Fritz Zwicky was the first one to realize that something was wrong. In science, it’s well known that anything that has mass has its own gravity, and that gravity increases as the mass of an object increases. But in some parts of the universe, the masses of objects don’t match the effects of gravity that are seen.
Zwicky was looking at a cluster of galaxies known as the Coma Cluster when he realized that the relationship between mass and gravity wasn’t working as planned. Previously, he had determined the mass of the cluster by examining the amount of light given off in pictures, a common technique still used today.
But he also used an equation from traditional physics—Newton’s law of universal gravitation—which is used when looking at bodies of matter in space that have objects orbiting around them (satellites). The equation can be used to determine the relationship of the distances between the central body and its satellite, and how fast the satellite needs to move to stay in orbit.
Using this equation, the mass came out significantly larger than with the picture. Zwicky theorized that something else—something that didn’t emit light—was adding the extra mass and thus increasing the force of gravity in the cluster. He named it dark matter.

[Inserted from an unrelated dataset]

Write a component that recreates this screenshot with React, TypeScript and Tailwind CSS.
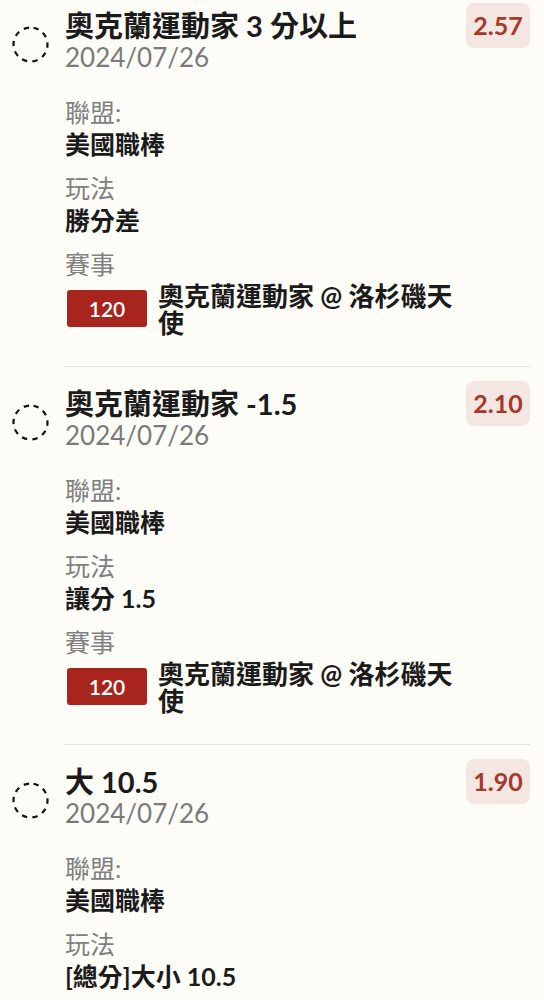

Zwicky’s ideas weren’t granted much traction for a while. Einstein’s theory of relativity helped to explain several places where Newton’s theory failed, but even Einstein’s theory didn’t work in some instances, leading scientists back to Zwicky and his dark matter. Dark matter—an unseeable, currently unmeasurable, weakly interacting substance that affects gravitational relationships between objects in space—can account for these discrepancies.
Dark matter matters
There are several theories as to what dark matter could be—one of the newest is that it is made of decayed Higgs bosons, the particles that are responsible for giving mass to matter. The stuff is still very mysterious, though. It was recently discovered that dark matter doesn’t experience friction when collides with other dark matter, and that the amount of dark matter relates to how large the black holes in the center of galaxies are.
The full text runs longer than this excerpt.